# General ML elk?



## RuttCrazed (Sep 7, 2007)

Do these tags just come out of the general elk tag pool? I looked in the proc. but didn't see any numbers specifially for the ML hunt. I would imagine you have to specify to the person selling the tags that you want a ML tag and not just a general rifle tag?

Also, why is the hunt in Nov? Why not have it the same time as the LE muzz elk hunt?

Rut


----------



## Fly22 (Sep 16, 2007)

Good question since most states put the ML elk in September.


----------



## Extex (Sep 11, 2007)

We used to have a ML 300 hunt for elk - special draw, points the whole ball of wax. They dropped it and added the tags back to the general elk hunt.

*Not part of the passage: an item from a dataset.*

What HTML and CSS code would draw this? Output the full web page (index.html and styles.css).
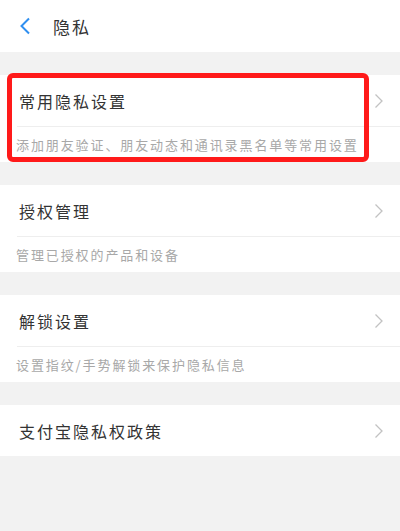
FILE: index.html
```html
<!DOCTYPE html>
<html lang="zh-CN">
<head>
<meta charset="utf-8">
<link rel="stylesheet" href="styles.css">
</head>
<body>
<div class="page">
  <header class="topbar">
    <svg class="back" width="12" height="18" viewBox="0 0 12 18"><path d="M10 1.5 L2.5 9 L10 16.5" fill="none" stroke="#2f8ff0" stroke-width="2"/></svg>
    <span class="title">隐私</span>
  </header>

  <section class="group hl">
    <div class="row"><span class="label">常用隐私设置</span><svg class="chev" width="10" height="16" viewBox="0 0 10 16"><path d="M1.5 1.5 L8 8 L1.5 14.5" fill="none" stroke="#c2c2c2" stroke-width="1.3"/></svg></div>
    <div class="desc">添加朋友验证、朋友动态和通讯录黑名单等常用设置</div>
    <div class="mark"></div>
  </section>

  <section class="group">
    <div class="row"><span class="label">授权管理</span><svg class="chev" width="10" height="16" viewBox="0 0 10 16"><path d="M1.5 1.5 L8 8 L1.5 14.5" fill="none" stroke="#c2c2c2" stroke-width="1.3"/></svg></div>
    <div class="desc">管理已授权的产品和设备</div>
  </section>

  <section class="group">
    <div class="row"><span class="label">解锁设置</span><svg class="chev" width="10" height="16" viewBox="0 0 10 16"><path d="M1.5 1.5 L8 8 L1.5 14.5" fill="none" stroke="#c2c2c2" stroke-width="1.3"/></svg></div>
    <div class="desc">设置指纹/手势解锁来保护隐私信息</div>
  </section>

  <section class="group">
    <div class="row single"><span class="label">支付宝隐私权政策</span><svg class="chev" width="10" height="16" viewBox="0 0 10 16"><path d="M1.5 1.5 L8 8 L1.5 14.5" fill="none" stroke="#c2c2c2" stroke-width="1.3"/></svg></div>
  </section>
</div>
</body>
</html>
```

FILE: styles.css
```css
html, body {
  margin: 0;
  padding: 0;
  background: #f2f2f2;
  font-family: "Noto Sans CJK SC", "Noto Sans", sans-serif;
}
.page {
  width: 400px;
  height: 531px;
  background: #f2f2f2;
  overflow: hidden;
}
.topbar {
  height: 52px;
  background: #ffffff;
  display: flex;
  align-items: center;
  padding-left: 19px;
  box-sizing: border-box;
  margin-bottom: 23px;
}
.back {
  display: block;
  margin-top: -1px;
}
.title {
  margin-left: 22px;
  font-size: 17px;
  letter-spacing: 2px;
  color: #333333;
}
.group {
  background: #ffffff;
  margin-bottom: 23px;
  position: relative;
}
.row {
  height: 52px;
  display: flex;
  align-items: center;
  justify-content: space-between;
  margin-left: 17px;
  padding: 0 16px 0 2px;
  border-bottom: 1px solid #eeeeee;
  box-sizing: border-box;
}
.row.single {
  border-bottom: none;
  height: 51px;
}
.label {
  font-size: 16px;
  letter-spacing: 2px;
  color: #333333;
}
.chev {
  display: block;
}
.desc {
  height: 35px;
  display: flex;
  align-items: center;
  padding-left: 16px;
  font-size: 13px;
  letter-spacing: 1.9px;
  color: #a8a8a8;
  white-space: nowrap;
}
.mark {
  position: absolute;
  left: 7px;
  top: -2px;
  width: 362px;
  height: 89px;
  border: 5px solid #ff1a1a;
  border-radius: 6px;
  box-sizing: border-box;
  pointer-events: none;
}
```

You just have to pick which hunt you want archery, rifle or ml - it lets all the dedicated ml hunters get a tag without a draw before all those rifle hunters forget to get their tag and they run out :wink: 

The explanation I heard for a Nov hunt is that they don't want the hunts on top of each other so they let us hunt them in some form from august to november - I really would like to see the ml elk and ml deer be at the same time - makes sense to me but I bet ya their would be plenty of beetching over the ml's hunting the general elk hunt to close to the rut :roll: There was plenty of beetching over the ml deer hunters hunting during the rut - thats why they moved it to september.


----------



## sagebrush (Sep 8, 2007)

I was up on Monte Crisco on Friday and did not see any animals at all. it seems that they moved down lower already.


----------